“Genteel society ladies who compare notes on their husbands’ suicides. A hilariously foul-mouthed black drag queen. A voodoo priestess who works her roots in the graveyard at midnight. A morose inventor who owns a bottle of poison powerful enough to kill everyone in town. A prominent antiques dealer who hangs a Nazi flag from his window to disrupt the shooting of a movie. And a redneck gigolo whose conquests describe him as a ‘walking streak of sex’.
These are some of the real residents of Savannah, Georgia, a city whose eccentric mores are unerringly observed – and whose dirty linen is gleefully aired – in this utterly irresistible book. At once a true-crime murder story and a hugely entertaining and deliciously perverse travelogue, Midnight in the Garden of Good and Evil is as bracing and intoxicating as half-a-dozen mint juleps.”

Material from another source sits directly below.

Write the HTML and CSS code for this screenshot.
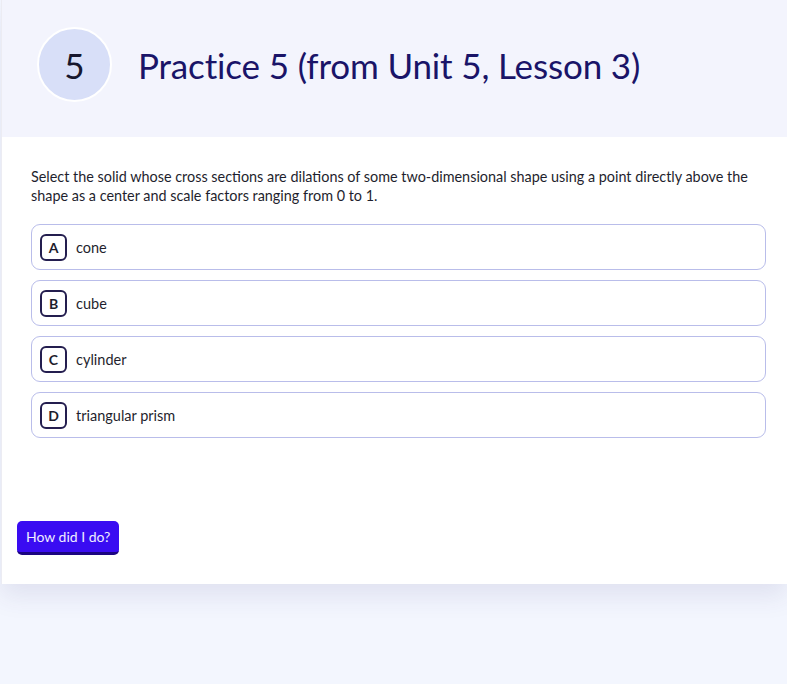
FILE: index.html
```html
<!DOCTYPE html>
<html lang="en">
<head>
<meta charset="utf-8">
<title>Practice 5</title>
<link rel="stylesheet" href="styles.css">
</head>
<body>
<main class="card">
  <header class="header">
    <div class="num">5</div>
    <h1 class="title">Practice 5 (from Unit 5, Lesson 3)</h1>
  </header>
  <section class="content">
    <p class="question">Select the solid whose cross sections are dilations of some two-dimensional shape using a point directly above the shape as a center and scale factors ranging from 0 to 1.</p>
    <ul class="options">
      <li class="option"><span class="letter">A</span><span class="label">cone</span></li>
      <li class="option"><span class="letter">B</span><span class="label">cube</span></li>
      <li class="option"><span class="letter">C</span><span class="label">cylinder</span></li>
      <li class="option"><span class="letter">D</span><span class="label">triangular prism</span></li>
    </ul>
  </section>
  <div class="actions">
    <button class="check">How did I do?</button>
  </div>
</main>
</body>
</html>
```
FILE: styles.css
```css
* { box-sizing: border-box; }
html, body { margin: 0; padding: 0; }
body {
  background: #f3f6fe;
  font-family: "Lato", "Open Sans", sans-serif;
  color: #1d1d2c;
  height: 684px;
  overflow: hidden;
}
.card {
  margin-left: 1px;
  background: #ffffff;
  border-left: 1px solid #ececf3;
  height: 584px;
  box-shadow: 0 12px 24px rgba(60, 50, 120, 0.10);
  display: flex;
  flex-direction: column;
}
.header {
  height: 137px;
  background: #f3f4fd;
  display: flex;
  align-items: center;
  padding-left: 35px;
  gap: 26px;
}
.num {
  width: 75px;
  height: 75px;
  border-radius: 50%;
  background: #d8dff8;
  border: 2px solid #ffffff;
  display: flex;
  align-items: center;
  justify-content: center;
  font-size: 35px;
  font-weight: 400;
  color: #17172e;
  margin-top: -8px;
}
.title {
  margin: 0 0 8px 0;
  font-weight: 400;
  font-size: 35px;
  color: #1a1468;
  letter-spacing: -0.15px;
}
.content {
  padding: 30px 21px 0 29px;
}
.question {
  margin: 0 0 19px 0;
  font-size: 14.4px;
  line-height: 19px;
  color: #1f1f2e;
}
.options {
  list-style: none;
  margin: 0;
  padding: 0;
  display: flex;
  flex-direction: column;
  gap: 10px;
}
.option {
  height: 46px;
  border: 1.5px solid #b9bdea;
  border-radius: 9px;
  display: flex;
  align-items: center;
  padding-left: 8px;
  gap: 9px;
  font-size: 14.5px;
  color: #1f1f2e;
}
.letter {
  width: 27px;
  height: 27px;
  border: 2px solid #241e4f;
  border-radius: 6px;
  display: flex;
  align-items: center;
  justify-content: center;
  font-weight: 700;
  font-size: 14px;
  color: #1d1d2c;
}
.actions {
  margin-top: auto;
  padding: 0 0 29px 15px;
}
.check {
  font-family: inherit;
  font-size: 14px;
  color: #f0eeff;
  background: #3a0cf2;
  border: none;
  border-bottom: 3px solid #1b0580;
  border-radius: 5px;
  height: 34px;
  padding: 0 9px;
  cursor: pointer;
}
```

It has taken me a long time to get round to writing a review of this book that I read back in February, having been meaning to read it for a good few years, because I have just been unable to put into words how I really feel about it. I don’t think this is necessarily a negative, more a reflection of how this book has pushed me outside of my normal comfort zone in the types of book I usually choose. This book is very different to almost anything else you will read – a blurred line between fiction and non-fiction, between novel and travel writing, almost impossible to categorise.
This is based on real-life events that took place in the 1980s, although some of the ‘facts’ have been called into question and the author admits that the time line has been altered to make for a better narrative. However, it is a great example of the cliche that ‘facts are stranger than fiction’ and, if we weren’t made aware that the basis of the story was true, you would believe that it came entirely from the over-active imagination of the author.
This is a book of two distinct halves and, to me, felt slightly disjointed because of this. The first half is quite slow and a little heavy-going in places. It is made up entirely of a series of vignettes and character studies of Savannah, Georgia and its colourful residents, when the author is spending part of his time living there. Whilst these are interesting and beautiful in their own right, some of them bear little or no relevance when we get to the meat of the story in the second half of the book. This first half of the book reads mostly as a kind of travelogue – a love letter to this city by a man who was obviously and understandably very drawn to the place, its gothic atmosphere, its eccentric inhabitants and its unique customs and, in this regard, he does an amazing job of bringing the place and the people to vivid life. I defy anyone to read this book and not want to visit Savannah immediately, it is clearly a place like no other.
The second half of the book is totally different. This is where we get to the details of the true crime; the murder of a male prostitute by an eminent, but somewhat unconventional, Savannah socialite and the subsequent FOUR trials it took to decide his guilt or innocence one way or the other. This section of the book is totally riveting, more so because it is fact, not fiction, and it moves a lot quicker than the first half. The writer does a fine job of keeping us in suspense on the issue of the accused’s guilt and the book is an excellent read for any fans of true crime books. This is a cut above the usual salacious approach to true crime writing – this book has real elegance in the portrayal of the murder and the laboured, legal aftermath.
John Berendt is first and foremost a journalist and this really evident in his writing style in this book. He has a very keen eye for detail and a great talent for drawing an attractive and evocative picture of the setting and its inhabitants. I had a very clear image in my head of Savannah and the characters he is describing throughout my reading of the book. However, the downside of his style for me is that the book lacked the flow you would usually expect of a full-length novel and it felt a little more like a series of loosely connected reportage pieces, particularly the first half.
So, I am still undecided as to how I really feel about this book. Am I glad I read it? Yes, definitely, it is 100% worthy of the reader’s time. Did I absolutely love it? No, but I think that is maybe because it was so different to the style of writing I normally choose to read and it defies categorisation and pushed me out of my comfort zone. Would I recommend it to my friends? Yes, I would. I think it was an interesting book that anyone would get something from and any book that challenges our norms is to be encouraged. It does have some flaws, but that doesn’t detract from its value. And its cover is just the PERFECT representation of the book.
Now please excuse me, I’m off to book a flight to Savannah and a ticket to see Lady Chablis at Club One. If you want to know more about her, you’ll need to read the book. You can buy a copy of Midnight in the Garden of Good and Evil here.
About the Author
The son of two writers, John Berendt grew up in Syracuse, New York. He earned a B.A. in English from Harvard University, where he worked on the staff of The Harvard Lampoon. After graduating in 1961, he moved to New York City to pursue a career in publishing. Berendt has written for David Frost and Dick Cavett, was editor of New York magazine from 1977 to 1979, and wrote a monthly column for Esquire from 1982 to 1994.
Berendt first traveled to Savannah in the early 1980s. Over the ensuing eight years his visits became more frequent and extended, until he was spending more time in Savannah than in New York.
Part of the appeal, Berendt says, lay in the city’s penchant for morbid gossip.
Since the publication and unprecedented success of Midnight in the Garden of Good and Evil, Berendt has become a Savannah celebrity and was even presented with the key to the city.